■ Objective
Go through the material and write it all out exactly, minus the pictures.

## begin Available records

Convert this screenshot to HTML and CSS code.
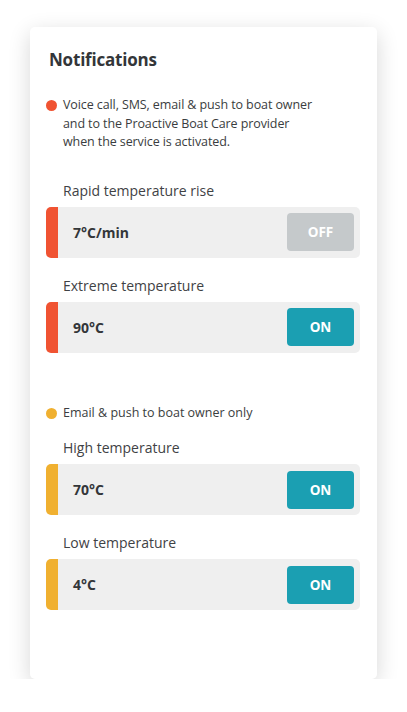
FILE: index.html
```html
<!DOCTYPE html>
<html>
<head>
<meta charset="utf-8">
<link rel="stylesheet" href="styles.css">
</head>
<body>
<div class="card">
  <h1 class="title">Notifications</h1>

  <div class="legend">
    <span class="dot dot-red"></span>
    <p class="legend-text">Voice call, SMS, email &amp; push to boat owner and to the Proactive Boat Care provider when the service is activated.</p>
  </div>

  <div class="item">
    <div class="label">Rapid temperature rise</div>
    <div class="row row-red">
      <span class="value">7°C/min</span>
      <span class="toggle toggle-off">OFF</span>
    </div>
  </div>

  <div class="item">
    <div class="label">Extreme temperature</div>
    <div class="row row-red">
      <span class="value">90°C</span>
      <span class="toggle toggle-on">ON</span>
    </div>
  </div>

  <div class="legend legend-small">
    <span class="dot dot-orange"></span>
    <p class="legend-text">Email &amp; push to boat owner only</p>
  </div>

  <div class="item">
    <div class="label">High temperature</div>
    <div class="row row-orange">
      <span class="value">70°C</span>
      <span class="toggle toggle-on">ON</span>
    </div>
  </div>

  <div class="item">
    <div class="label">Low temperature</div>
    <div class="row row-orange">
      <span class="value">4°C</span>
      <span class="toggle toggle-on">ON</span>
    </div>
  </div>
</div>
</body>
</html>
```
FILE: styles.css
```css
* { box-sizing: border-box; }
html, body { margin: 0; padding: 0; background: #fff; }
body {
  font-family: "Open Sans", "Noto Sans", sans-serif;
  color: #3a3d40;
}
.card {
  margin: 27px 0 0 30px;
  width: 347px;
  height: 652px;
  background: #fff;
  border-radius: 5px;
  box-shadow: 0 6px 22px rgba(0, 0, 0, 0.16);
  padding: 20px 17px 0 16px;
}
.title {
  margin: 0 0 0 3px;
  font-size: 17px;
  font-weight: 700;
  line-height: 26px;
  color: #333639;
  letter-spacing: -0.2px;
}
.legend {
  display: flex;
  align-items: flex-start;
  margin-top: 23px;
  margin-bottom: 29px;
}
.dot {
  flex: none;
  width: 11px;
  height: 11px;
  border-radius: 50%;
  margin-top: 4px;
  margin-right: 6px;
}
.dot-red { background: #f05332; }
.dot-orange { background: #f0b030; }
.legend-text {
  margin: 0;
  font-size: 12.5px;
  line-height: 18.5px;
  width: 255px;
  letter-spacing: -0.1px;
  color: #3a3d40;
}
.legend-small { margin-top: 51px; margin-bottom: 16px; }
.legend-small .legend-text { width: auto; letter-spacing: 0; }
.item { margin-bottom: 18px; }
.label {
  margin-left: 17px;
  font-size: 14px;
  line-height: 20px;
  color: #3f4245;
  margin-bottom: 6px;
}
.row {
  display: flex;
  align-items: center;
  justify-content: space-between;
  height: 51px;
  background: #efefef;
  border-radius: 5px;
  border-left: 12px solid;
  padding: 0 6px 0 15px;
}
.row-red { border-left-color: #f05332; }
.row-orange { border-left-color: #f0b030; }
.value {
  font-size: 14px;
  font-weight: 700;
  color: #333639;
}
.toggle {
  width: 67px;
  height: 38px;
  border-radius: 4px;
  display: flex;
  align-items: center;
  justify-content: center;
  color: #fff;
  font-size: 13.5px;
  font-weight: 700;
}
.toggle-off { background: #c5c9cb; }
.toggle-on { background: #1b9fb2; }
```
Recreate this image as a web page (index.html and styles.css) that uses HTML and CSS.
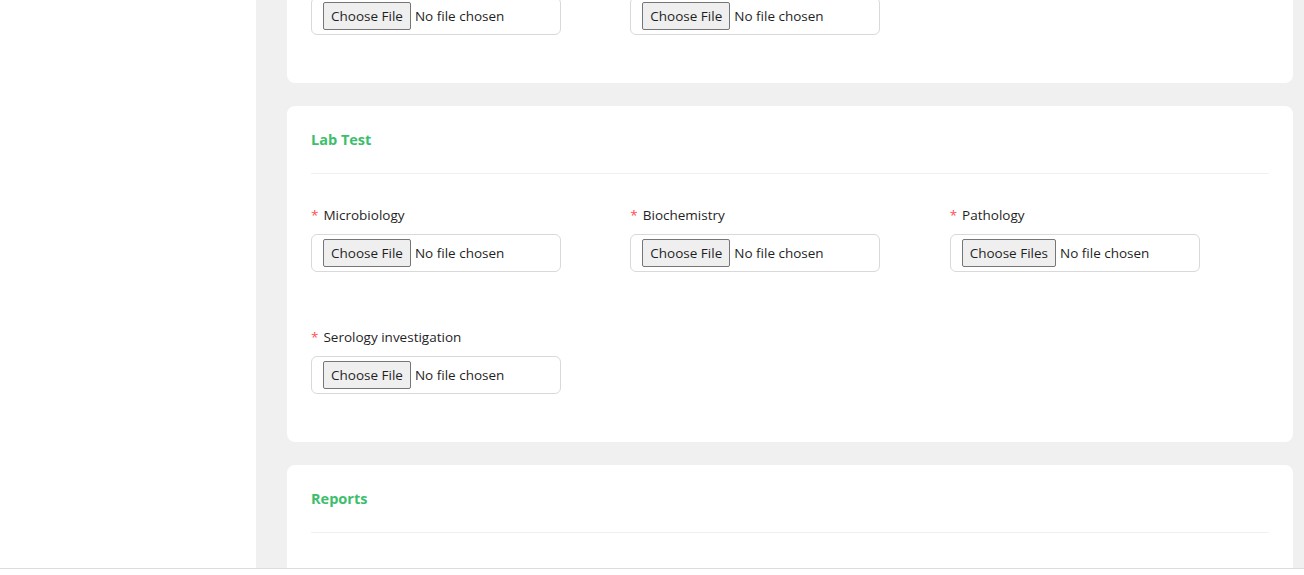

## end Available records

■ Correct answer
Convert this screenshot to HTML and CSS code.
FILE: index.html
```html
<!DOCTYPE html>
<html>
<head>
<meta charset="utf-8">
<link rel="stylesheet" href="styles.css">
</head>
<body>
<div class="card">
  <h1 class="title">Notifications</h1>

  <div class="legend">
    <span class="dot dot-red"></span>
    <p class="legend-text">Voice call, SMS, email &amp; push to boat owner and to the Proactive Boat Care provider when the service is activated.</p>
  </div>

  <div class="item">
    <div class="label">Rapid temperature rise</div>
    <div class="row row-red">
      <span class="value">7°C/min</span>
      <span class="toggle toggle-off">OFF</span>
    </div>
  </div>

  <div class="item">
    <div class="label">Extreme temperature</div>
    <div class="row row-red">
      <span class="value">90°C</span>
      <span class="toggle toggle-on">ON</span>
    </div>
  </div>

  <div class="legend legend-small">
    <span class="dot dot-orange"></span>
    <p class="legend-text">Email &amp; push to boat owner only</p>
  </div>

  <div class="item">
    <div class="label">High temperature</div>
    <div class="row row-orange">
      <span class="value">70°C</span>
      <span class="toggle toggle-on">ON</span>
    </div>
  </div>

  <div class="item">
    <div class="label">Low temperature</div>
    <div class="row row-orange">
      <span class="value">4°C</span>
      <span class="toggle toggle-on">ON</span>
    </div>
  </div>
</div>
</body>
</html>
```
FILE: styles.css
```css
* { box-sizing: border-box; }
html, body { margin: 0; padding: 0; background: #fff; }
body {
  font-family: "Open Sans", "Noto Sans", sans-serif;
  color: #3a3d40;
}
.card {
  margin: 27px 0 0 30px;
  width: 347px;
  height: 652px;
  background: #fff;
  border-radius: 5px;
  box-shadow: 0 6px 22px rgba(0, 0, 0, 0.16);
  padding: 20px 17px 0 16px;
}
.title {
  margin: 0 0 0 3px;
  font-size: 17px;
  font-weight: 700;
  line-height: 26px;
  color: #333639;
  letter-spacing: -0.2px;
}
.legend {
  display: flex;
  align-items: flex-start;
  margin-top: 23px;
  margin-bottom: 29px;
}
.dot {
  flex: none;
  width: 11px;
  height: 11px;
  border-radius: 50%;
  margin-top: 4px;
  margin-right: 6px;
}
.dot-red { background: #f05332; }
.dot-orange { background: #f0b030; }
.legend-text {
  margin: 0;
  font-size: 12.5px;
  line-height: 18.5px;
  width: 255px;
  letter-spacing: -0.1px;
  color: #3a3d40;
}
.legend-small { margin-top: 51px; margin-bottom: 16px; }
.legend-small .legend-text { width: auto; letter-spacing: 0; }
.item { margin-bottom: 18px; }
.label {
  margin-left: 17px;
  font-size: 14px;
  line-height: 20px;
  color: #3f4245;
  margin-bottom: 6px;
}
.row {
  display: flex;
  align-items: center;
  justify-content: space-between;
  height: 51px;
  background: #efefef;
  border-radius: 5px;
  border-left: 12px solid;
  padding: 0 6px 0 15px;
}
.row-red { border-left-color: #f05332; }
.row-orange { border-left-color: #f0b030; }
.value {
  font-size: 14px;
  font-weight: 700;
  color: #333639;
}
.toggle {
  width: 67px;
  height: 38px;
  border-radius: 4px;
  display: flex;
  align-items: center;
  justify-content: center;
  color: #fff;
  font-size: 13.5px;
  font-weight: 700;
}
.toggle-off { background: #c5c9cb; }
.toggle-on { background: #1b9fb2; }
```
Recreate this image as a web page (index.html and styles.css) that uses HTML and CSS.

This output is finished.